- Born: 1898 Newtown, Sydney, Australia.
- Died: Australia
- Other names: Mrs Merivale
- Occupations: Trainer, First Division Commissioner for Waverley, Girl Guides Association of New South Wales
- Known for: Attending Crystal Palace Scout Rally in 1909 as a Girl Scout Patrol Leader. Starting Girl Guides in New South Wales.

= Nella Levy =

Nella Levy, nicknamed "The Lev" was a pioneer of Girl Guiding in Australia. She was the first Division Commissioner in New South Wales. She had "a firm belief in the principles of Guiding, was young, keen, a dynamic personality, had a great sense of humour and fun, but was also a disciplinarian".
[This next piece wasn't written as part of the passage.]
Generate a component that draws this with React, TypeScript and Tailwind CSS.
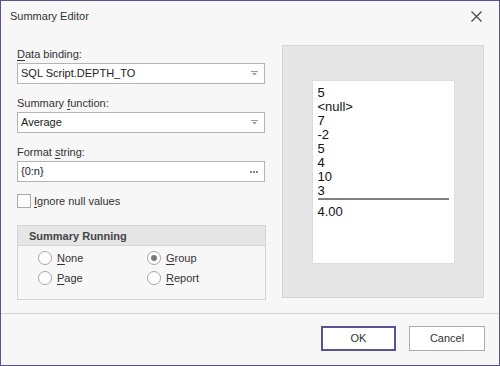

Nella Levy became a Girl Scout in 1908 while a boarder at Lingholt School, near Maidenhead in England, and also attended the 1909 Crystal Palace Scout Rally, which led to the foundation of the Girl Guides. During World War I she was a Patrol Leader of the Night-Hawks (later Heather Patrol) in her school Company.

In 1920, she read a newspaper report concerning a meeting of prominent women in Sydney who had decided that Guiding was not needed in New South Wales as girls already had sufficient opportunities to be outdoors. She wrote to the newspaper contradicting this feeling, and subsequently was invited to tea at Government House by Dame Margaret Davidson, wife of the Governor of New South Wales. Davidson told her "Queen Mary would like to see Girl Guides in New South Wales, and I want you to start it." Levy took the challenge. She travelled widely, recruiting volunteers, forming Companies and enrolling Guides.

The Nella Levy Chapel was an outdoor chapel at Tara, a Girl Guide camp in Silverdale, New South Wales. It was built in 1972. The property was sold for development by Girl Guides NSW/ACT in 2009–10.

The Lev Shield is a patrol camping competition for Girl Guides aged 10+, held at Innabaanya Girl Guide camp in the Australian Capital Territory.